Envers et contre tout
Le collectif Berlin livre le portrait poignant d’un couple d’octogénaires continuant de vivre à Zvizdal, non loin de Tchernobyl, malgré la catastrophe.
On les a bien appelés en 1986, après l’emballement du cœur atomique du réacteur numéro 4 de la centrale soviétique de Tchernobyl, pour leur expliquer ce qui venait de se passer. L’État est venu mesurer le taux d’irradiation, des maisons ont été bâties pour les reloger, loin de là. Pétro et Nadia ont regardé le village qui les a vus naître se vider. Pas question pour eux de partir.
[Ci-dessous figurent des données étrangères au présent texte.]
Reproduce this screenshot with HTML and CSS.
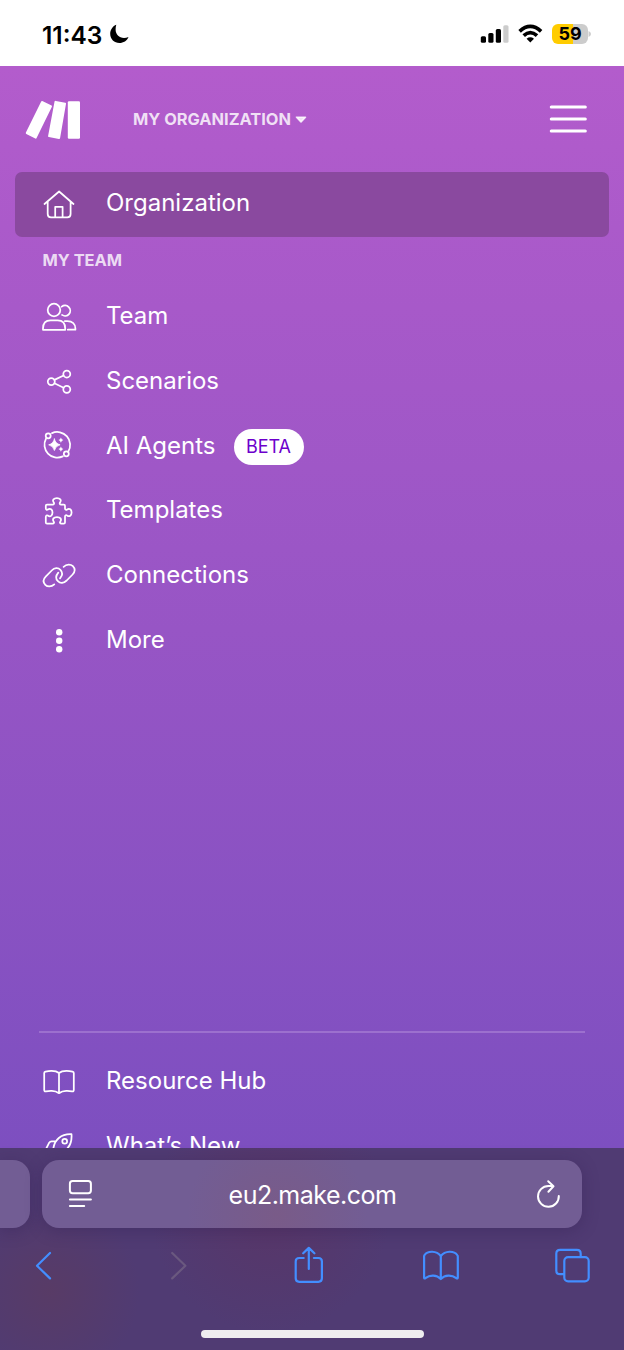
FILE: index.html
```html
<!DOCTYPE html>
<html lang="en">
<head>
<meta charset="utf-8">
<title>Make</title>
<link rel="stylesheet" href="styles.css">
</head>
<body>
<div class="screen">
  <header class="status">
    <div class="clock">
      <span class="time">11:43</span>
      <svg class="moon" viewBox="109 24 20 20"><path fill="#000" d="M116.300 24.800C113 26 110.200 29.700 110.200 34C110.200 39 114.300 43 119.400 43C123.400 43 127.200 40.700 128.500 37C127 37.600 125.500 37.900 124 37.900C119 37.900 115.600 34.300 115.600 29.600C115.600 27.900 115.800 26.300 116.300 24.800Z"/></svg>
    </div>
    <div class="indicators">
      <svg class="signal" viewBox="480 24 30 20"><rect x="480.800" y="36.200" width="5.200" height="6.500" rx="1.500"/><rect x="488.300" y="33" width="5.200" height="9.700" rx="1.500"/><rect x="495.800" y="29" width="5.200" height="13.700" rx="1.500"/><rect x="503.300" y="25.200" width="5.200" height="17.500" rx="1.500" fill="#ccc"/></svg>
      <svg class="wifi" viewBox="518 24 25 20"><g fill="none" stroke="#000" stroke-width="3.700"><path d="M519.600 31.300Q530.300 21.500 541.100 31.300"/><path d="M523.700 35.700Q530.300 29.600 537 35.700"/></g><path d="M526.600 38.700Q530.300 35.900 534 38.700L530.300 42.600Z"/></svg>
      <div class="battery"><span>59</span></div>
      <svg class="tip" viewBox="0 0 3 8"><path fill="#ccc" d="M.5 1Q3 2 3 4T.5 7Z"/></svg>
    </div>
  </header>

  <main class="app">
    <div class="topbar">
      <svg class="logo" viewBox="25 100 56 40"><g fill="#fff"><path d="M42.300 101L51.600 105.500Q52.200 106 51.900 106.700L36.600 138Q36.200 139 35.300 138.500L26.300 134Q25.400 133.500 25.900 132.600L41.200 101.600Q41.600 100.700 42.300 101Z"/><path d="M55.800 100.900L65.300 102.700Q66.200 102.900 66 103.800L60.100 138Q59.900 139.100 58.900 138.900L48.800 137.100Q47.900 136.900 48.100 136L54.500 101.700Q54.700 100.700 55.800 100.900Z"/><rect x="67.800" y="101.200" width="12.200" height="37.600" rx="1.200"/></g></svg>
      <div class="org-switch"><span>MY ORGANIZATION</span><svg class="caret" viewBox="0 0 12 8"><path d="M1.500 1.200H10.500L6 6Z" fill="currentColor" stroke="currentColor" stroke-width="1.600" stroke-linejoin="round"/></svg></div>
      <svg class="menu" viewBox="549 104 38 30"><path d="M551.300 107H585.300M551.300 119H585.300M551.300 131H585.300" fill="none" stroke="#fff" stroke-width="3.100" stroke-linecap="round"/></svg>
    </div>

    <nav class="nav">
      <a class="row active">
        <svg class="icon" viewBox="39 184.500 40 40"><path d="M44.500 203.500L59.100 191L73.500 203.500M47.700 201V213.600Q47.700 216.900 51 216.900H67.300Q70.600 216.900 70.600 213.600V201M55.200 216.700V206.300H62.600V216.700"/></svg>
        <span class="label">Organization</span>
      </a>
      <h2 class="heading">MY TEAM</h2>
      <a class="row">
        <svg class="icon" viewBox="39 297 40 40"><circle cx="54" cy="310" r="6.300"/><path d="M61.700 306.700A5.200 5.200 0 1 1 62 314.900M43 329.800V328.500C43 323.200 46 320.300 50.500 320.300H57.700C62.300 320.300 65.200 323.200 65.200 328.500V329.800ZM64.800 321H67.400C72.300 321 75.400 324 75.400 328.500V329.700H67.800"/></svg>
        <span class="label">Team</span>
      </a>
      <a class="row">
        <svg class="icon" viewBox="39 361.800 40 40"><circle cx="51.300" cy="381.400" r="3.500"/><circle cx="66.800" cy="373.800" r="3.500"/><circle cx="66.800" cy="389.100" r="3.500"/><path d="M54.400 379.700L63.600 375.300M54.400 383L63.600 387.500"/></svg>
        <span class="label">Scenarios</span>
      </a>
      <a class="row">
        <svg class="icon" viewBox="39 426.600 40 40"><path d="M52 432.700A12.900 12.900 0 0 1 68.200 451.300M62.800 456A12.900 12.900 0 0 1 46 438.200"/><circle cx="48.200" cy="435.400" r="2.500"/><circle cx="66.300" cy="453.400" r="2.500"/><g class="solid"><path d="M54.400 438.600Q55.500 443.400 60.100 444.400Q55.500 445.400 54.400 450.100Q53.300 445.400 48.700 444.400Q53.300 443.400 54.400 438.600Z" stroke="#fff" stroke-width=".8"/><path d="M60.900 437.100Q61.400 439.200 63.400 439.700Q61.400 440.200 60.900 442.300Q60.400 440.200 58.400 439.700Q60.400 439.200 60.900 437.100Z"/><path d="M60.900 446.100Q61.400 448.200 63.400 448.700Q61.400 449.200 60.900 451.300Q60.400 449.200 58.400 448.700Q60.400 448.200 60.900 446.100Z"/></g></svg>
        <span class="label">AI Agents</span><span class="badge">BETA</span>
      </a>
      <a class="row">
        <svg class="icon" viewBox="39 491.400 40 40"><path d="M47 504.900H52.500C54.200 504.900 54.400 503.700 53.700 502.800C52 500.400 53.800 498.500 56.900 498.500S61.800 500.400 60.100 502.800C59.400 503.700 59.600 504.900 61.300 504.900H63.800Q65 504.900 65 506.100V508.700C65 510.400 66.200 510.600 67.100 509.900C69.500 508.200 71.600 509.900 71.600 512.900S69.500 517.600 67.100 515.900C66.200 515.200 65 515.400 65 517.100V522.800Q65 524 63.800 524H61.500C59.800 524 59.700 522.800 60.300 522C62 519.500 60.300 517.400 57 517.400S52 519.500 53.700 522C54.300 522.800 54.200 524 52.500 524H47Q45.800 524 45.800 522.800V517.400C45.800 515.700 46.900 515.400 47.800 516C50.300 517.700 52.500 516 52.500 512.900S50.300 508.200 47.800 509.900C46.900 510.500 45.800 510.200 45.800 508.500V506.100Q45.800 504.900 47 504.900Z"/></svg>
        <span class="label">Templates</span>
      </a>
      <a class="row">
        <svg class="icon" viewBox="39 556.200 40 40"><path d="M54.300 584.600C51.200 587.400 47.400 587.200 45.300 585C43 582.600 43.200 579.400 45.700 576.800L51.700 570.700C54.500 567.900 58.100 567.700 60.400 570C62.700 572.300 62.700 575.400 60 578.600M63.600 567C66.600 564.200 70.700 564.300 72.900 566.400C75.200 568.800 75.100 572 72.600 574.700L66.700 580.700C63.800 583.500 60.200 583.700 57.900 581.400C55.600 579.100 55.600 576 58.300 572.800"/></svg>
        <span class="label">Connections</span>
      </a>
      <a class="row">
        <svg class="icon" viewBox="39 621 40 40"><g class="solid"><circle cx="59.200" cy="632.200" r="3.200"/><circle cx="59.200" cy="640.800" r="3.200"/><circle cx="59.200" cy="649.300" r="3.200"/></g></svg>
        <span class="label">More</span>
      </a>
    </nav>

    <nav class="resources">
      <a class="row">
        <svg class="icon" viewBox="39 1063 40 40"><path d="M59 1073Q56.500 1070.900 51.500 1070.900Q48.500 1070.900 45.500 1071.600Q44.200 1071.900 44.200 1073V1090Q44.200 1091.700 46 1091.300Q49 1090.800 51.800 1090.900Q56 1091 59 1093.200Q62 1091 66.200 1090.900Q69 1090.800 72 1091.300Q73.800 1091.700 73.800 1090V1073Q73.800 1071.900 72.500 1071.600Q69.500 1070.900 66.500 1070.900Q61.500 1070.900 59 1073V1093"/></svg>
        <span class="label">Resource Hub</span>
      </a>
      <a class="row">
        <svg class="icon" viewBox="39 1128 40 40"><path d="M53.300 1149C54.300 1140 61 1133.700 71.500 1134.200C72.300 1144.500 67 1151 58.500 1154ZM56 1141.300H51.600Q50 1141.300 49.200 1142.700L46 1149H53.500M65 1150V1154L58.500 1160V1154"/><circle cx="64.700" cy="1141.200" r="2.400"/></svg>
        <span class="label">What’s New</span>
      </a>
    </nav>
  </main>

  <footer class="browser">
    <div class="tabs-strip">
      <div class="tab-prev"></div>
      <div class="address">
        <svg class="reader" viewBox="68 1180 26 30"><g fill="none" stroke="#fff" stroke-width="2" stroke-linecap="round"><rect x="69.900" y="1182" width="21" height="12.200" rx="2.700"/><path d="M69.900 1200.600H90.900M69.900 1206.900H84.200"/></g></svg>
        <span class="url">eu2.make.com</span>
        <svg class="reload" viewBox="536 1178 26 30"><g fill="none" stroke="#fff" stroke-width="2" stroke-linecap="round" stroke-linejoin="round"><path d="M558.800 1195A10.400 10.400 0 1 1 548.400 1185H553.200M548.200 1180.300L553.500 1185.200L548.400 1190.700"/></g></svg>
      </div>
    </div>
    <div class="toolbar">
      <svg class="tool" viewBox="22 1243 44 44"><path d="M50 1253L37 1265.700L50 1278.400"/></svg>
      <svg class="tool disabled" viewBox="154.300 1243 44 44"><path d="M172.500 1253L185.700 1265.700L172.500 1278.400"/></svg>
      <svg class="tool" viewBox="286.300 1243 44 44"><path d="M304 1258H299.500Q296 1258 296 1261.500V1278.300Q296 1281.800 299.500 1281.800H318.700Q322.200 1281.800 322.200 1278.300V1261.500Q322.200 1258 318.700 1258H314.200M309.100 1269V1248.300M303.500 1253.300L309.100 1247.900L314.700 1253.300"/></svg>
      <svg class="tool" viewBox="418.900 1243 44 44"><path d="M440.700 1256C436.500 1250.500 427.500 1250.500 424.500 1255Q424 1255.500 424 1256.500V1277.500Q424 1279 425.300 1278.200C430 1274.500 436.500 1274.800 440.700 1279C444.900 1274.800 451.400 1274.500 456.200 1278.200Q457.700 1279 457.700 1277.500V1256.500Q457.700 1255.500 457.100 1255C454 1250.500 445 1250.500 440.700 1256V1278.500"/></svg>
      <svg class="tool" viewBox="551.400 1243 44 44"><path d="M564 1274.200H560.500Q556.700 1274.200 556.700 1270.400V1253.700Q556.700 1249.900 560.500 1249.900H577.300Q581.100 1249.900 581.100 1253.700V1257"/><rect x="564.700" y="1257.200" width="24.400" height="24.200" rx="3.800"/></svg>
    </div>
    <div class="home"></div>
  </footer>
</div>
</body>
</html>
```
FILE: styles.css
```css
* { box-sizing: border-box; }
body { margin: 0; font-family: Inter, "Liberation Sans", sans-serif; }
svg { display: block; flex: none; }

.screen { width: 624px; height: 1350px; display: flex; flex-direction: column; overflow: hidden; }

.status { height: 66px; flex: none; display: flex; justify-content: space-between; padding: 24px 33px 0 42px; background: #fff; color: #000; }
.clock { display: flex; gap: 6px; height: 20px; align-items: center; }
.time { width: 61px; padding-top: 1px; font-size: 24.5px; font-weight: 600; line-height: 20px; white-space: nowrap; }
.moon { width: 20px; height: 20px; }
.indicators { display: flex; height: 20px; }
.signal { width: 30px; height: 20px; margin-right: 8px; }
.wifi { width: 25px; height: 20px; margin-right: 9px; }
.battery { width: 36px; height: 20px; border-radius: 6px; background: linear-gradient(90deg, #fc0 0 21px, #ccc 21px); font-size: 18px; font-weight: 700; line-height: 20px; text-align: center; }
.tip { width: 3px; height: 8px; margin-top: 6px; }

.app { height: 1082px; flex: none; display: flex; flex-direction: column; overflow: hidden; background: linear-gradient(#b35ccc, #9755c5 52%, #7d4fc0); color: #fff; }
.topbar { height: 106px; flex: none; display: flex; align-items: center; padding: 0 37px 0 25px; }
.logo { width: 56px; height: 40px; margin-top: 2px; }
.org-switch { display: flex; align-items: center; gap: 4px; margin-left: 52px; color: rgba(255, 255, 255, .82); font-size: 16.4px; font-weight: 700; white-space: nowrap; }
.caret { width: 12px; height: 8px; margin-top: 1px; }
.menu { width: 38px; height: 30px; margin-left: auto; }

.nav { display: flex; flex-direction: column; }
.row { height: 64.8px; flex: none; display: flex; align-items: center; padding-left: 39px; }
.active { height: 65px; margin: 0 15px; padding-left: 24px; border-radius: 7px; background: #8a499f; }
.icon { width: 40px; height: 40px; fill: none; stroke: #fff; stroke-width: 1.75; stroke-linejoin: round; stroke-linecap: round; overflow: visible; }
.solid { fill: #fff; stroke: none; }
.label { margin-left: 27px; padding-bottom: 4px; font-size: 24px; line-height: 30px; white-space: nowrap; }
.nav .row:not(.active) .label { padding-bottom: 2px; }
.heading { height: 47.6px; margin: 0 0 0 42.5px; font-size: 16.4px; font-weight: 700; line-height: 47px; color: rgba(255, 255, 255, .8); }
.badge { width: 70px; height: 36px; margin: 1px 0 0 18px; border-radius: 18px; background: #fff; color: #6d00cc; font-size: 18px; line-height: 36px; text-align: center; }
.resources { margin: 357.5px 39px 0; padding-top: 18px; border-top: 2px solid #9c70ce; }
.resources .row { padding-left: 0; }

.browser { height: 202px; flex: none; display: flex; flex-direction: column; padding-top: 12px; background: radial-gradient(circle at 50px 143px, #583b66, transparent 90px), radial-gradient(circle at 270px 65px, #583668, transparent 120px), #503b73; color: #fff; }
.tabs-strip { display: flex; gap: 12px; height: 68px; }
.tab-prev { width: 30px; border-radius: 0 17px 17px 0; background: #725d94; box-shadow: 0 3px 16px rgba(50, 30, 80, .35); }
.address { width: 540px; display: flex; align-items: center; justify-content: space-between; padding: 0 20px 0 26px; border-radius: 17px; background: radial-gradient(circle at 235px 55px, #795b88, transparent 90px), #725d94; box-shadow: 0 3px 16px rgba(50, 30, 80, .35); }
.reader, .reload { width: 26px; height: 30px; }
.url { margin-right: 5px; padding-top: 1px; font-size: 25px; letter-spacing: -.5px; }
.toolbar { height: 74px; display: flex; justify-content: space-between; padding: 15px 29px 0 21.5px; }
.tool { width: 44px; height: 44px; fill: none; stroke: #438eff; stroke-width: 2.2; stroke-linecap: round; stroke-linejoin: round; }
.disabled { stroke: #6a587f; }
.home { width: 223px; height: 8px; margin: 28px auto 0; border-radius: 4px; background: #eeedef; }
```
De part et d’autre d’un immense écran, le public observe le documentaire patiemment tourné en Ukraine par le collectif Berlin. S’y dévoile le quotidien solitaire du couple, ployant sous le poids des années, entouré de ses quelques bêtes, toutes aussi claudiquantes, à 20 km de marche du premier magasin. « Les gens qui ont quitté notre village de Zvizdal sont tous morts », rappelle le vieil homme avec son entêtement de terrien. « Si tu es accoutumé à la vie quelque part, il faut y rester. » Et sa baba de renchérir : « Le plus bel endroit du monde, c’est la maison qui est la tienne », lançant aux documentaristes, qu’ils tolérèrent sans toutefois leur permettre de franchir le pas de leur porte, « qu’est-ce qui n’irait pas ici ? » Dans une contemplation qui finira inévitablement par devenir morbide, nous les observons dans leur vie avec l’inodore et incolore mal propagé par l’atome, au milieu d’une nature pourtant luxuriante, si belle, recouverte de son linceul neigeux et silencieux.